Sustainability, Vol. 18, Pages 3311: A Risk-Informed Sustainability Index for Infrastructure Drainage Projects: A Fuzzy Decision-Making Framework

Fuente: Sustainability - Revista científica (MDPI)
Sustainability, Vol. 18, Pages 3311: A Risk-Informed Sustainability Index for Infrastructure Drainage Projects: A Fuzzy Decision-Making Framework
Sustainability doi: 10.3390/su18073311
Authors:
Murat Gunduz
Khalid Kamal Naji
Ahmed Eltagy

Infrastructure drainage projects play a critical role in urban development but are increasingly exposed to environmental, operational, and climate-related risks that challenge their long-term sustainability.

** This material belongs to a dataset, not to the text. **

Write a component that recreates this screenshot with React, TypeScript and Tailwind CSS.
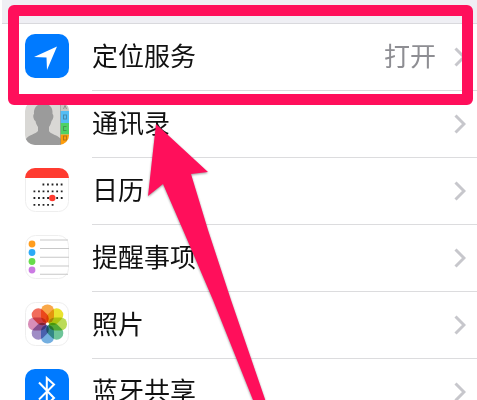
import React from 'react';

const LocationIcon: React.FC = () => (
  <svg viewBox="0 0 44 44" className="size-11 shrink-0" aria-hidden="true">
    <rect width="44" height="44" rx="10" fill="#007aff" />
    <path d="M32 12.5 L9 23 L21.5 23.5 L22 36 Z" fill="#fff" />
  </svg>
);

const ContactsIcon: React.FC = () => (
  <svg viewBox="0 0 44 44" className="size-11 shrink-0" aria-hidden="true">
    <defs>
      <clipPath id="contacts-shape">
        <rect width="44" height="44" rx="10" />
      </clipPath>
    </defs>
    <g clipPath="url(#contacts-shape)">
      <rect width="44" height="44" fill="#d9d8d5" />
      <path
        d="M18 3 C11.500 3 8.500 7 9 13 C7.500 14 8.500 19 10.500 20 C11 23 12 24 13 26 L13 30 C11 33 3 34 1 38 L1 44 L36 44 L36 38 C33 34 25 33 24 30 L24 26 C25.500 24 26 22 26.500 20 C28.500 18 29 14 27.500 13 C28 6 25 3 18 3 Z"
        fill="#9b9b9b"
      />
      <rect x="35.500" width="9" height="10" fill="#c9c7c3" />
      <rect x="35.500" y="10" width="9" height="12" fill="#54bdf4" />
      <rect x="35.500" y="22" width="9" height="11.500" fill="#4fd264" />
      <rect x="35.500" y="33.500" width="9" height="11" fill="#ff9d0a" />
      <path d="M35.500 0 V44" stroke="#777" strokeOpacity="0.5" strokeWidth="0.8" />
      <g fill="none" stroke="#333" strokeOpacity="0.4" strokeWidth="0.9">
        <path d="M38.500 8 L40 4.500 L41.500 8" />
        <rect x="38.500" y="14" width="3" height="4" />
        <path d="M41.500 25.500 H38.500 V29.500 H41.500" />
        <rect x="38.500" y="35" width="3" height="4" />
      </g>
    </g>
  </svg>
);

const CalendarIcon: React.FC = () => (
  <svg viewBox="0 0 44 44" className="size-11 shrink-0" aria-hidden="true">
    <rect x="0.500" y="0.500" width="43" height="43" rx="10" fill="#fff" stroke="#eeeeee" />
    <path d="M0 10 A10 10 0 0 1 10 0 H34 A10 10 0 0 1 44 10 Z" fill="#ff3b30" />
    <g fill="none" stroke="#222" strokeWidth="1.800" strokeDasharray="1.800 2.750">
      <path d="M17.500 16.500 H38" />
      <path d="M8.500 23.300 H38" />
      <path d="M8.500 30 H38" />
      <path d="M8.500 36.800 H29" />
    </g>
    <circle cx="27.300" cy="30" r="3.200" fill="#ff3b30" />
  </svg>
);

const RemindersIcon: React.FC = () => (
  <svg viewBox="0 0 44 44" className="size-11 shrink-0" aria-hidden="true">
    <rect x="0.500" y="0.500" width="43" height="43" rx="10" fill="#fff" stroke="#eeeeee" />
    <path
      d="M15 5 H43 M15 13.500 H44 M15 22.300 H44 M15 31 H44 M15 39.300 H43"
      stroke="#c8c8c8"
      strokeWidth="1.100"
    />
    <circle cx="7" cy="9" r="3.400" fill="#ff9d1e" />
    <circle cx="7" cy="17.500" r="3.400" fill="#2caaf7" />
    <circle cx="7" cy="26.500" r="3.400" fill="#67dc4b" />
    <circle cx="7" cy="35" r="3.400" fill="#cb7ae3" />
  </svg>
);

const petals = ['#f9a13a', '#e8e11c', '#b5d84a', '#62c090', '#68a8dd', '#9783c0', '#d584b2', '#f0604d'];

const PhotosIcon: React.FC = () => (
  <svg viewBox="0 0 44 44" className="size-11 shrink-0" aria-hidden="true">
    <rect x="0.500" y="0.500" width="43" height="43" rx="10" fill="#fff" stroke="#eeeeee" />
    {petals.map((color, i) => (
      <rect
        key={color}
        x="16"
        y="2.500"
        width="13"
        height="18.500"
        rx="6.200"
        fill={color}
        fillOpacity="0.92"
        transform={`rotate(${i * 45} 22.500 22)`}
        className="mix-blend-multiply"
      />
    ))}
    <circle cx="22.500" cy="22" r="1.400" fill="#fff" />
  </svg>
);

const BluetoothIcon: React.FC = () => (
  <svg viewBox="0 0 44 44" className="size-11 shrink-0" aria-hidden="true">
    <rect width="44" height="44" rx="10" fill="#007aff" />
    <path d="M14 13.500 L29 29 L21.800 35.500 V9 L29 15.500 L14 30.500" fill="none" stroke="#fff" strokeWidth="2" />
  </svg>
);

const Chevron: React.FC = () => (
  <svg viewBox="0 0 12 20" className="h-5 w-3 shrink-0" aria-hidden="true">
    <path d="M1.500 1.500 L10 10 L1.500 18.500" fill="none" stroke="#c7c7cc" strokeWidth="3" />
  </svg>
);

const rows = [
  { label: '定位服务', value: '打开', icon: <LocationIcon /> },
  { label: '通讯录', icon: <ContactsIcon /> },
  { label: '日历', icon: <CalendarIcon /> },
  { label: '提醒事项', icon: <RemindersIcon /> },
  { label: '照片', icon: <PhotosIcon /> },
  { label: '蓝牙共享', icon: <BluetoothIcon /> },
];

const App: React.FC = () => {
  return (
    <main className="relative h-screen overflow-hidden bg-white font-['Liberation_Sans','Noto_Sans_CJK_SC',sans-serif]">
      <div className="ml-0.5 h-6 border-b border-[#d9d9dd] bg-[#efeff4]" />

      <ul>
        {rows.map((row) => (
          <li key={row.label}>
            <button type="button" className="flex w-full items-start gap-[23px] pl-[25px] text-left">
              <span className="pt-2.5">{row.icon}</span>
              <span className="flex h-[67px] flex-1 items-center border-b border-[#dcdcde] pr-[11px]">
                <span className="flex-1 text-[26px] leading-8 text-[#111]">{row.label}</span>
                {row.value && <span className="mr-[18px] text-[26px] leading-8 text-[#8e8e93]">{row.value}</span>}
                <Chevron />
              </span>
            </button>
          </li>
        ))}
      </ul>

      {/* highlight frame and pointer */}
      <div className="pointer-events-none absolute top-[5px] right-1 left-2 h-[100px] rounded-md border-[11px] border-[#ff0f5b]" />
      <svg
        viewBox="0 0 477 400"
        className="pointer-events-none absolute top-0 left-0 h-[400px] w-[477px] drop-shadow-[0_1px_1px_rgba(0,0,0,0.4)]"
        aria-hidden="true"
      >
        <path d="M156 124 L208 172 L191 174 L208 230 L231 300 L267 405 L255 405 L213 300 L183 230 L163 184 L148 196 Z" fill="#ff0f5b" />
      </svg>
    </main>
  );
};

export default App;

Despite this, decision-makers continue to lack risk-informed, structured methods to assess sustainability performance in an uncertain environment. In order to facilitate evidence-based decision-making and sustainable risk management, this study suggests a risk-informed sustainability index for infrastructure drainage projects. The study first points out a weakness in the methods currently used for sustainability assessments, specifically the lack of risk-sensitive, standardized frameworks designed for drainage infrastructure systems. Altogether, 28 sustainability indicators are identified, with 22 indicators retained after the application of fuzzy set theory criteria. The sustainability index is developed by normalizing, weighting, and combining these indicators using a multi-criteria decision analysis (MCDA) method. To show the usefulness and practicality of the suggested approach in assessing sustainability performance and pinpointing risk-critical improvement areas, it is used for a long-term infrastructure drainage project. In order to improve infrastructure resilience, the findings emphasize the significance of early integration of sustainability and risk considerations, stakeholder engagement, and ongoing performance monitoring. The suggested approach offers a flexible and transferable framework for risk-informed decision-making, assisting engineers, project managers, and policymakers in enhancing the resilience and sustainability of infrastructure drainage systems.